All names have been edited out.


"Just to add some of the more recent history, the Brooklyn Bridge Park Coalition has existed for more than ten years, and has been trying to translate a dream, a vision that began twenty years ago of creating a public park running from Atlantic Avenue all the way up to the Manhattan Bridge, along publically owned waterfront. The piece from Atlantic Avenue up to the Brooklyn Bridge is owned by the Port Authority, almost exclusively; and then all of the land between the Brooklyn Bridge and the Manhattan Bridge is owned by the State - the only State Park in the Borough of Brooklyn; and then four additional city lots that are not being used except for the DEP water meter repair. And now that Walentas is on the scene, and has bought so many of the buildings upland and is converting them for residential purposes..our strategy is to try to develop an alternative vision. We are in the process of hiring an urban design team to develop a plan for a self-sustaining park in this area running all the way from the Brooklyn Bridge up perhaps as far north now as the Brooklyn Navy Yard, which would be very exciting if there is a new movie studio built there. The Con Ed lots are going to be sold in the next four to five years, and so there's an opportunity to create this huge park. And so we're going to create this alternative vision, and then try to go and find the political and community support as we're developing that vision. We'll have community charrettes, and talk to people that would be effected..about what they'd like to see here.

"We're in an era where we need to find a way to make that park self-sustaining. We hope that we can find public and private money to fund the capital costs, but where we are right now is that we need to find some commercial engine that will fund the maintenance costs. During Community Board Two's 197-a planning process, we were considering different uses of the Empire Stores for example. Not a festival marketplace with a neon flashing sign, "DUMBO, Brooklyn," as has been proposed by the developer, but finding some way that would be consistent with the historic character of the Empire Stores. Some of the suggestions that some people have made in this community planning process are beginning a phased development of the Empire Stores, including perhaps an Historic Preservation High School, perhaps having some commercial things like restaurants, having some gallery space, but orienting those commercial things so that they would face out onto Water Street, rather than onto the only State Park in the Borough of Brooklyn.
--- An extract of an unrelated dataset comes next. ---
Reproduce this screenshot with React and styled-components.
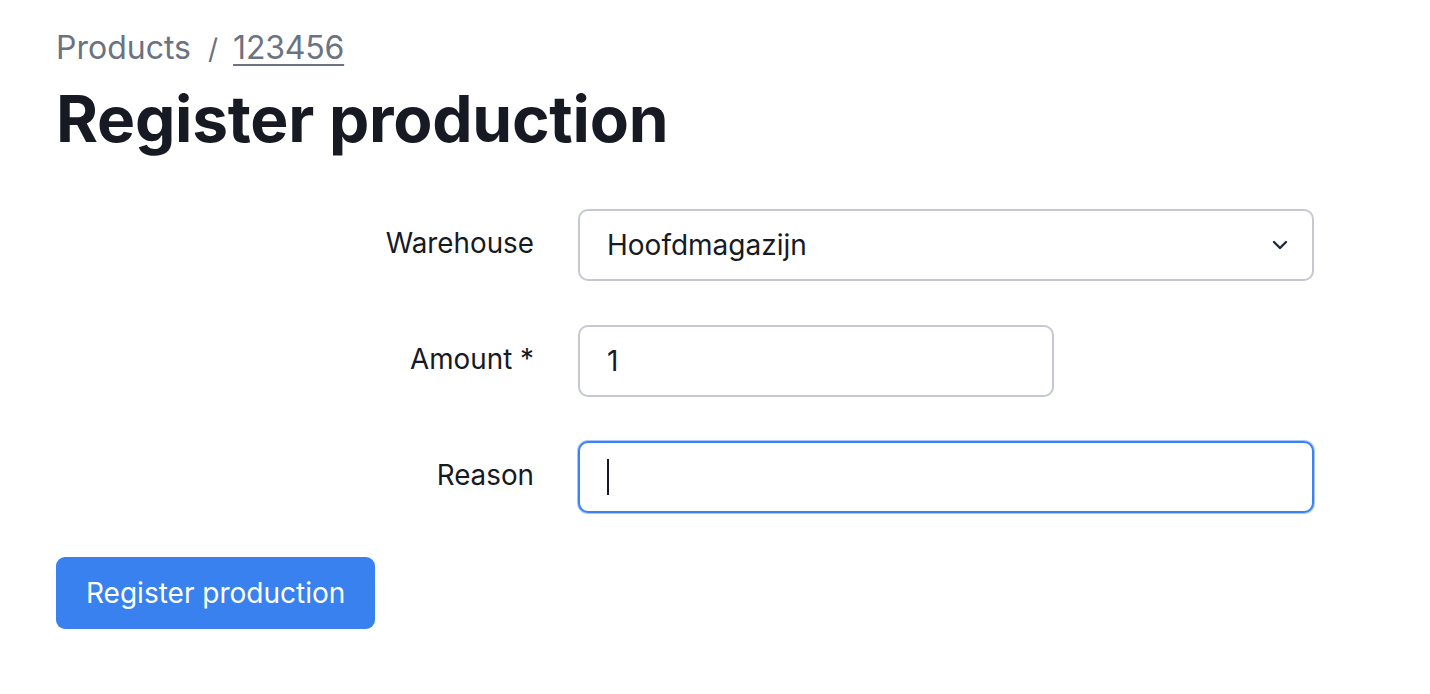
import React from "react";
import styled, { createGlobalStyle } from "styled-components";

const Global = createGlobalStyle`
  html, body { margin: 0; padding: 0; background: #ffffff; }
  body { font-family: Inter, "Noto Sans", sans-serif; color: #171a23; }
  * { box-sizing: border-box; }
`;

const Page = styled.div`
  padding: 28px 56px 40px 56px;
  width: 1314px;
`;

const Breadcrumb = styled.nav`
  display: flex;
  align-items: baseline;
  gap: 17px;
  font-size: 32px;
  line-height: 40px;
  color: #6b7280;
`;

const Crumb = styled.span`
  color: #6b7280;
  font-size: ${(p) => (p.$sep ? "28px" : "inherit")};
  margin-right: ${(p) => (p.$sep ? "-2px" : "0")};
`;

const CrumbLink = styled.a`
  color: #6b7280;
  text-decoration: underline;
  text-underline-offset: 5px;
  text-decoration-thickness: 2px;
  letter-spacing: -0.2px;
`;

const Title = styled.h1`
  margin: 12px 0 52px 0;
  font-size: 64px;
  line-height: 76px;
  font-weight: 700;
  color: #171a23;
  letter-spacing: -0.25px;
`;

const Form = styled.form`
  display: grid;
  grid-template-columns: 478px 736px;
  column-gap: 44px;
  row-gap: 44px;
  align-items: center;
`;

const Label = styled.label`
  text-align: right;
  font-size: 27.8px;
  line-height: 34px;
  color: #171a23;
  margin-top: -4px;
`;

const FieldBox = styled.div`
  position: relative;
  width: ${(p) => p.$width || "100%"};
`;

const Control = styled.input`
  display: block;
  width: 100%;
  height: 72px;
  border: 2px solid ${(p) => (p.$focus ? "#3b82f6" : "#c5c8d0")};
  border-radius: 10px;
  padding: 0 27px;
  font-family: Inter, "Noto Sans", sans-serif;
  font-size: 28px;
  color: #171a23;
  background: #fff;
  outline: none;
  box-shadow: ${(p) => (p.$focus ? "0 0 0 1px rgba(59,130,246,0.45)" : "none")};
`;

const SelectBox = styled.div`
  height: 72px;
  border: 2px solid #c5c8d0;
  border-radius: 10px;
  padding: 0 24px 0 27px;
  display: flex;
  align-items: center;
  justify-content: space-between;
  font-size: 28px;
  color: #171a23;
`;

const Caret = styled.span`
  position: absolute;
  left: 29px;
  top: 18px;
  width: 2px;
  height: 36px;
  background: #171a23;
`;

const Actions = styled.div`
  margin-top: 44px;
`;

const Button = styled.button`
  height: 72px;
  padding: 0 30px;
  border: none;
  border-radius: 9px;
  background: #3881ee;
  color: #fff;
  font-family: Inter, "Noto Sans", sans-serif;
  font-size: 28px;
  cursor: pointer;
`;

const Chevron = () => (
  <svg width="16" height="10" viewBox="0 0 16 10" fill="none">
    <path d="M2 2l6 6 6-6" stroke="#1e2a44" strokeWidth="2.4" strokeLinecap="round" strokeLinejoin="round" />
  </svg>
);

export default function App() {
  return (
    <>
      <Global />
      <Page>
        <Breadcrumb>
          <Crumb>Products</Crumb>
          <Crumb $sep>/</Crumb>
          <CrumbLink href="#">123456</CrumbLink>
        </Breadcrumb>
        <Title>Register production</Title>
        <Form onSubmit={(e) => e.preventDefault()}>
          <Label>Warehouse</Label>
          <FieldBox>
            <SelectBox>
              <span>Hoofdmagazijn</span>
              <Chevron />
            </SelectBox>
          </FieldBox>
          <Label>Amount *</Label>
          <FieldBox $width="476px">
            <Control defaultValue="1" readOnly />
          </FieldBox>
          <Label>Reason</Label>
          <FieldBox>
            <Control $focus readOnly defaultValue="" />
            <Caret />
          </FieldBox>
        </Form>
        <Actions>
          <Button type="button">Register production</Button>
        </Actions>
      </Page>
    </>
  );
}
"Back in 1968, Mayor Lindsay's administration tried to relocate the Fort Greene Meat Market to a very large area running all the way from Old Fulton to Main Street. The population - largely Brooklyn Heights, because that's where the population was - rose up and opposed it, sued the Lindsay administration, and were successful in persuading him to move the meat market to Sunset Park. And then people from Brooklyn Height again persuaded the State to acquire this land from Con Ed and then turn it into a State Park. But since it became a State Park in the mid-1970s, State Parks has been trying to unload it because of the enormous costs of maintaining the Empire Stores.

"I think it's very important now as we're facing the huge momentum of the public relations machine that Two Trees has been able to engage, that we understand the history, and we take the history and shape it so that we can create this vision that so many people have had for so long, that would be consistent with the nature of this site and embrace the waterfront."
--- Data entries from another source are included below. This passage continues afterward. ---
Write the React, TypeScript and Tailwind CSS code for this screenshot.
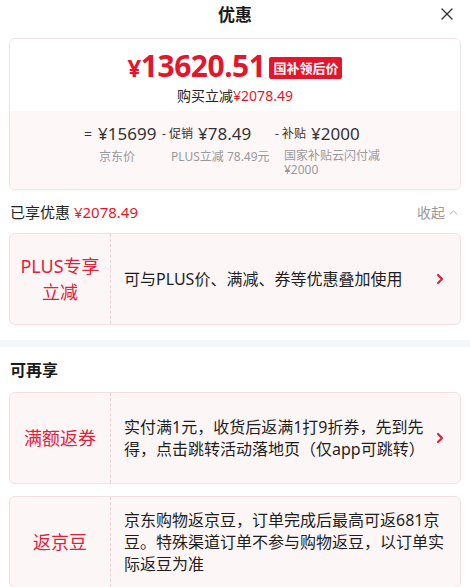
import { X, ChevronRight, ChevronUp } from 'lucide-react'

const FONT = { fontFamily: '"Noto Sans", "Noto Sans CJK SC", sans-serif' }

function OfferCard({ label, text, arrow = true }: {
  label: React.ReactNode
  text: string
  arrow?: boolean
}) {
  return (
    <div className="mx-[9px] flex h-[92px] rounded-md border border-[#f2dfe3] bg-[#fdf6f7]">
      <div className="flex w-[101px] shrink-0 items-center justify-center border-r border-dashed border-[#ecd3d8] px-2 text-center text-[18px] leading-[26px] text-[#e3203a]">
        {label}
      </div>
      <div className={`flex flex-1 items-center pl-[13px] text-[16px] leading-[22px] text-[#1e1e1e] ${arrow ? 'pr-[4px]' : 'pr-[10px]'}`}>
        {text}
      </div>
      {arrow && (
        <div className="flex w-[28px] shrink-0 items-center justify-start">
          <ChevronRight size={16} strokeWidth={3.2} className="text-[#e3203a]" />
        </div>
      )}
    </div>
  )
}

export default function App() {
  return (
    <div className="h-[587px] w-[470px] overflow-hidden bg-white" style={FONT}>
      <div className="relative flex h-[30px] items-center justify-center">
        <span className="text-[17px] font-bold text-[#1a1a1a]">优惠</span>
        <X size={20} strokeWidth={1.6} className="absolute right-[13px] top-[4px] text-[#333]" />
      </div>

      <div className="mx-[9px] mt-[8px] overflow-hidden rounded-md border border-[#f0e4e6] shadow-[0_1px_2px_rgba(0,0,0,0.04)]">
        <div className="flex h-[72px] flex-col items-center bg-white pt-[10px]">
          <div className="flex items-center gap-[4px]">
            <span className="text-[30px] font-bold leading-[34px] tracking-[-0.5px] text-[#e4162b]">
              <span className="text-[24px]">¥</span>13620.51
            </span>
            <span className="mt-[2px] rounded-[2px] bg-[#e4162b] px-[4px] text-[13px] font-bold leading-[22px] text-white">国补领后价</span>
          </div>
          <div className="mt-[2px] text-[14px] leading-[18px] text-[#222]">
            购买立减<span className="text-[#e4162b]">¥2078.49</span>
          </div>
        </div>
        <div className="flex h-[78px] bg-[#fdf7f8] pl-[74px] pt-[12px]">
          <div className="flex w-[78px] flex-col">
            <div className="flex items-center text-[17px] leading-[22px] text-[#333]">
              <span className="mr-[6px] text-[14px]">=</span>¥15699
            </div>
            <div className="ml-[15px] mt-[4px] text-[12px] leading-[15px] text-[#999]">京东价</div>
          </div>
          <div className="flex w-[113px] flex-col">
            <div className="flex items-center text-[17px] leading-[22px] text-[#333]">
              <span className="mr-[2px] text-[12px]">- 促销</span>
              <span className="ml-[3px]">¥78.49</span>
            </div>
            <div className="ml-[9px] mt-[4px] text-[12px] leading-[15px] text-[#999]">PLUS立减 78.49元</div>
          </div>
          <div className="flex flex-col">
            <div className="flex items-center text-[17px] leading-[22px] text-[#333]">
              <span className="mr-[2px] text-[12px]">- 补贴</span>
              <span className="ml-[3px]">¥2000</span>
            </div>
            <div className="ml-[9px] mt-[4px] w-[100px] text-[12px] leading-[14px] text-[#999]">国家补贴云闪付减¥2000</div>
          </div>
        </div>
      </div>

      <div className="mt-[10px] flex h-[24px] items-center justify-between px-[10px]">
        <div className="text-[15px] text-[#222]">
          已享优惠 <span className="text-[#e4162b]">¥2078.49</span>
        </div>
        <div className="flex items-center gap-[2px] text-[14px] text-[#999]">
          收起 <ChevronUp size={13} strokeWidth={1.5} />
        </div>
      </div>

      <div className="mt-[9px]">
        <OfferCard label={<>PLUS专享<br />立减</>} text="可与PLUS价、满减、券等优惠叠加使用" />
      </div>

      <div className="mt-[15px] h-[7px] bg-[#f5f6fa]" />

      <div className="flex h-[42px] items-center px-[10px] pt-[4px] text-[16px] font-bold text-[#1a1a1a]">可再享</div>

      <div className="mt-[3px] flex flex-col gap-[12px]">
        <OfferCard label="满额返券" text="实付满1元，收货后返满1打9折券，先到先得，点击跳转活动落地页（仅app可跳转）" />
        <OfferCard label="返京豆" text="京东购物返京豆，订单完成后最高可返681京豆。特殊渠道订单不参与购物返豆，以订单实际返豆为准" arrow={false} />
      </div>
    </div>
  )
}
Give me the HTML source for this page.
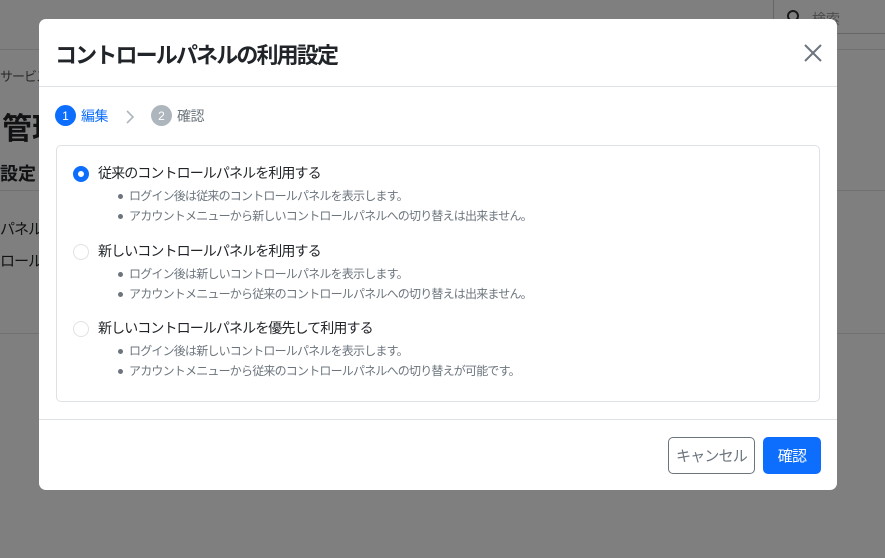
<!DOCTYPE html>
<html><head><meta charset="utf-8"><style>
*{box-sizing:border-box;margin:0;padding:0}
body{width:885px;height:558px;overflow:hidden;position:relative;background:#fff;font-family:"Liberation Sans","Noto Sans CJK JP",sans-serif;color:#212529}
.bg{position:absolute;font-family:"Liberation Sans","Noto Sans CJK JP",sans-serif}
.ov{position:absolute;inset:0;background:rgba(0,0,0,.5)}
.modal{position:absolute;left:39px;top:19px;width:798px;height:471px;background:#fff;border-radius:7px}
.hd{height:68px;border-bottom:1px solid #dee2e6;position:relative}
.hd h1{position:absolute;left:16px;top:19px;font-size:22px;font-weight:bold;letter-spacing:-1.85px}
.x{position:absolute;left:765px;top:25px}
.step{position:absolute;top:86px;font-size:14px;display:flex;align-items:center;letter-spacing:-0.5px}
.c{width:21px;height:21px;border-radius:50%;color:#fff;font-size:12px;display:flex;align-items:center;justify-content:center;margin-right:5px;letter-spacing:0}
.box{position:absolute;left:17px;top:126px;width:764px;height:257px;border:1px solid #dee2e6;border-radius:5px}
.opt{position:absolute;left:16px;font-size:14px;letter-spacing:-0.9px}
.r{position:absolute;left:0;top:2px;width:16px;height:16px;border-radius:50%;border:1px solid #dee2e6}
.r.on{border:5px solid #0d6efd}
.opt .t{position:absolute;left:25px;top:-1px;white-space:nowrap}
.opt ul{position:absolute;left:56px;top:22px;list-style:none;font-size:12px;letter-spacing:-0.8px;color:#6c757d;white-space:nowrap}
.opt li{height:20px;line-height:20px;position:relative}
.opt li:before{content:"";position:absolute;left:-11px;top:8px;width:5px;height:5px;border-radius:50%;background:#6c757d}
.ft{position:absolute;left:0;right:0;top:400px;border-top:1px solid #dee2e6}
.btn{position:absolute;top:418px;height:37px;border-radius:5px;font-size:15px;letter-spacing:-0.8px;display:flex;align-items:center;justify-content:center}
</style></head><body>
<div style="position:absolute;left:0;right:0;top:49px;border-top:1px solid #dee2e6"></div>
<div style="position:absolute;left:773px;top:-4px;width:130px;height:38px;border:1px solid #ccc;border-radius:5px"></div>
<svg style="position:absolute;left:786px;top:9px" width="16" height="16" viewBox="0 0 16 16"><circle cx="7" cy="7" r="5" fill="none" stroke="#333" stroke-width="2"/></svg>
<div class="bg" style="left:812px;top:9px;font-size:14px;color:#999">検索</div>
<div class="bg" style="left:0;top:66px;font-size:13px;color:#555;letter-spacing:-1px">サービス</div>
<div class="bg" style="left:2px;top:104px;font-size:30px;font-weight:bold">管理</div>
<div class="bg" style="left:0;top:160px;font-size:18px;font-weight:bold">設定</div>
<div style="position:absolute;left:0;right:0;top:190px;border-top:1px solid #dee2e6"></div>
<div class="bg" style="left:0;top:218px;font-size:15px;letter-spacing:-1px">パネルの</div>
<div class="bg" style="left:0;top:250px;font-size:15px;letter-spacing:-1px">ロール</div>
<div style="position:absolute;left:0;right:0;top:333px;border-top:1px solid #dee2e6"></div>
<div class="ov"></div>
<div class="modal">
<div class="hd"><h1>コントロールパネルの利用設定</h1>
<svg class="x" width="18" height="18" viewBox="0 0 18 18"><path d="M1 1L17 17M17 1L1 17" stroke="#6c757d" stroke-width="2"/></svg></div>
<div class="step" style="left:16px;color:#0d6efd"><span class="c" style="background:#0d6efd">1</span>編集</div>
<svg style="position:absolute;left:86px;top:91px" width="10" height="14" viewBox="0 0 10 14"><path d="M2 1L8 7L2 13" fill="none" stroke="#adb5bd" stroke-width="1.6"/></svg>
<div class="step" style="left:112px;color:#6c757d"><span class="c" style="background:#adb5bd">2</span>確認</div>
<div class="box">
<div class="opt" style="top:18px"><span class="r on"></span><span class="t">従来のコントロールパネルを利用する</span><ul><li>ログイン後は従来のコントロールパネルを表示します。</li><li>アカウントメニューから新しいコントロールパネルへの切り替えは出来ません。</li></ul></div>
<div class="opt" style="top:96px"><span class="r"></span><span class="t">新しいコントロールパネルを利用する</span><ul><li>ログイン後は新しいコントロールパネルを表示します。</li><li>アカウントメニューから従来のコントロールパネルへの切り替えは出来ません。</li></ul></div>
<div class="opt" style="top:173px"><span class="r"></span><span class="t">新しいコントロールパネルを優先して利用する</span><ul><li>ログイン後は新しいコントロールパネルを表示します。</li><li>アカウントメニューから従来のコントロールパネルへの切り替えが可能です。</li></ul></div>
</div>
<div class="ft"></div>
<div class="btn" style="left:629px;width:87px;border:1px solid #6c757d;color:#6c757d">キャンセル</div>
<div class="btn" style="left:724px;width:58px;background:#0d6efd;color:#fff">確認</div>
</div>
</body></html>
"I think underlying the future, the past and present of this area is how people got to the waterfront and how they can get to waterfront now, or how they can't get to it now, which is really more the case. When I heard that long list of industries, I wondered what was the method of transportation for those industries. Some of it was shipping at one point, but it sounds like a lot of it - Benjamin Moore, you know - was post-shipping. So was it trucks, what was the means of transportation?
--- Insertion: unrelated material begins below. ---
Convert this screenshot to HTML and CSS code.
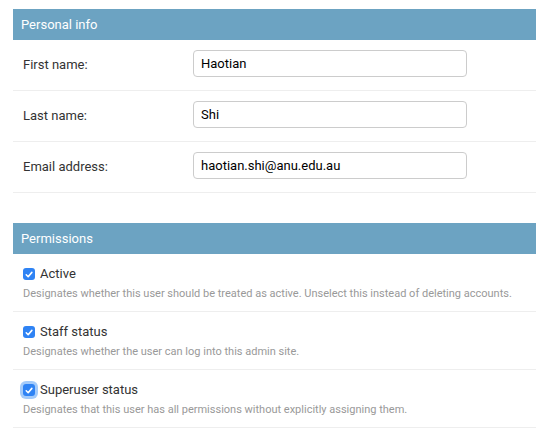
FILE: index.html
```html
<!DOCTYPE html>
<html>
<head>
<meta charset="utf-8">
<link rel="stylesheet" href="styles.css">
</head>
<body>
<div class="page">
  <fieldset class="module">
    <h2 class="caption">Personal info</h2>
    <div class="form-row">
      <label class="field-label">First name:</label>
      <div class="input">Haotian</div>
    </div>
    <div class="form-row">
      <label class="field-label">Last name:</label>
      <div class="input">Shi</div>
    </div>
    <div class="form-row">
      <label class="field-label">Email address:</label>
      <div class="input">haotian.shi@anu.edu.au</div>
    </div>
  </fieldset>
  <fieldset class="module">
    <h2 class="caption">Permissions</h2>
    <div class="check-row">
      <div class="check-line">
        <span class="checkbox"><svg viewBox="0 0 13 13" width="13" height="13"><path d="M3.5 6.8 L5.6 8.9 L9.6 4.2" fill="none" stroke="#fff" stroke-width="1.7" stroke-linecap="round" stroke-linejoin="round"/></svg></span>
        <span class="check-label">Active</span>
      </div>
      <p class="help">Designates whether this user should be treated as active. Unselect this instead of deleting accounts.</p>
    </div>
    <div class="check-row">
      <div class="check-line">
        <span class="checkbox"><svg viewBox="0 0 13 13" width="13" height="13"><path d="M3.5 6.8 L5.6 8.9 L9.6 4.2" fill="none" stroke="#fff" stroke-width="1.7" stroke-linecap="round" stroke-linejoin="round"/></svg></span>
        <span class="check-label">Staff status</span>
      </div>
      <p class="help">Designates whether the user can log into this admin site.</p>
    </div>
    <div class="check-row">
      <div class="check-line">
        <span class="checkbox focused"><svg viewBox="0 0 13 13" width="13" height="13"><path d="M3.5 6.8 L5.6 8.9 L9.6 4.2" fill="none" stroke="#fff" stroke-width="1.7" stroke-linecap="round" stroke-linejoin="round"/></svg></span>
        <span class="check-label">Superuser status</span>
      </div>
      <p class="help">Designates that this user has all permissions without explicitly assigning them.</p>
    </div>
  </fieldset>
</div>
</body>
</html>
```
FILE: styles.css
```css
html, body {
  margin: 0;
  padding: 0;
  background: #fff;
}
body {
  font-family: Roboto, "Liberation Sans", Arial, sans-serif;
  color: #333;
}
.page {
  padding: 9px 0 0 13px;
}
.module {
  margin: 0 0 30px 0;
  padding: 0;
  border: 0;
  min-width: 0;
}
.module:last-child {
  margin-bottom: 0;
}
.caption {
  margin: 0;
  padding: 8px;
  height: 15px;
  font-size: 13px;
  line-height: 15px;
  font-weight: 400;
  color: #fff;
  background: #6ca3c2;
}
.form-row {
  display: flex;
  align-items: flex-start;
  padding: 10px;
  height: 30px;
  border-bottom: 1px solid #eee;
}
.field-label {
  width: 170px;
  flex: none;
  padding-top: 7px;
  font-size: 13px;
  line-height: 16px;
  color: #333;
}
.input {
  box-sizing: border-box;
  width: 274px;
  height: 27px;
  padding: 0 7px;
  border: 1px solid #ccc;
  border-radius: 4px;
  font-size: 13px;
  line-height: 25px;
  color: #000;
  background: #fff;
}
.check-row {
  padding: 10px;
  border-bottom: 1px solid #eee;
}
.check-line {
  display: flex;
  align-items: flex-start;
  height: 19px;
}
.checkbox {
  flex: none;
  width: 12px;
  height: 12px;
  margin-top: 4px;
  margin-right: 5px;
  border-radius: 3px;
  background: #2f83f4;
  display: flex;
  align-items: center;
  justify-content: center;
}
.checkbox svg {
  display: block;
}
.checkbox.focused {
  box-shadow: 0 0 0 3px rgba(90, 160, 245, 0.55);
}
.check-label {
  font-size: 13px;
  line-height: 19px;
  color: #333;
}
.help {
  margin: 3px 0 0 0;
  font-size: 11px;
  line-height: 15px;
  color: #999;
}
```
"You know the most controversial part of the Walentas development plan is to have two huge garages with a thousand cars in each. We don't want to be overwhelmed by cars on the waterfront; I think we all firmly believe that the waterfront is not a place for parking garages. But how do we get here? You know I think we all want to see the wonderful vistas, and get down here, but it is a hike from the subway. So in order to bring more people here, we have to tackle that the whole issue of transportation is an underlying problem and concern here.

"I'm just looking at the picture of the Brooklyn Bridge, and the vehicles on the bridge. That was one phase of transportation. What went before, what's going to be the future. You know, are we forever condemned by the car, is that going to be it, we're never going to go back to any other means of transportation, and what does that mean for the future of this area?"


"There was a lot of paint works, bookbinding, handkerchiefs, bottles, Grand Union Tea Company, breweries. Oh yes, the Eskimo Pie building, which was originally the Thompson Meter Building, and according to the architectural historians who were touring today, it is the most important example of terra cotta and the French technique of concrete construction in America. There've been efforts to landmark that buiding because it's been threatened for a number of years, however it's rumored that the owner refuses, so we don't know what's going to happen with that.

"Typewriters, Coffee Roasting, Jewelry. Kirkman and Son Soap Company - until last year that building still had the painted signs from over a hundred years ago (it was built in 1883), and the person who bought the building just painted it white last year. Benjamin Moore started here on Water Street, on the other side of Bridge. Their building was built by William Tubby, who is apparently a very important Brooklyn Architect. Lots of coffee, varnish, paint, metal stamps, paper bags, boilers, gas and electric fixtures.

"The Gair industrial complex which is owned by David Walentas the developer, was a cardboard box manufacturer, and I think during the heyday of Gair that little area was called Gairville. And then the Zaracas Sons Macaroni Company, it's a 1930's building on Front Street, it's now got something to do with cars. And then there are a lot of industries existing today, brush makers, metal stampers, transfer station. And a lot of new manufacturing with the influx of artists and craftspeople. So manufacturing is as prosperous as ever here, it's just sort changing face and scale."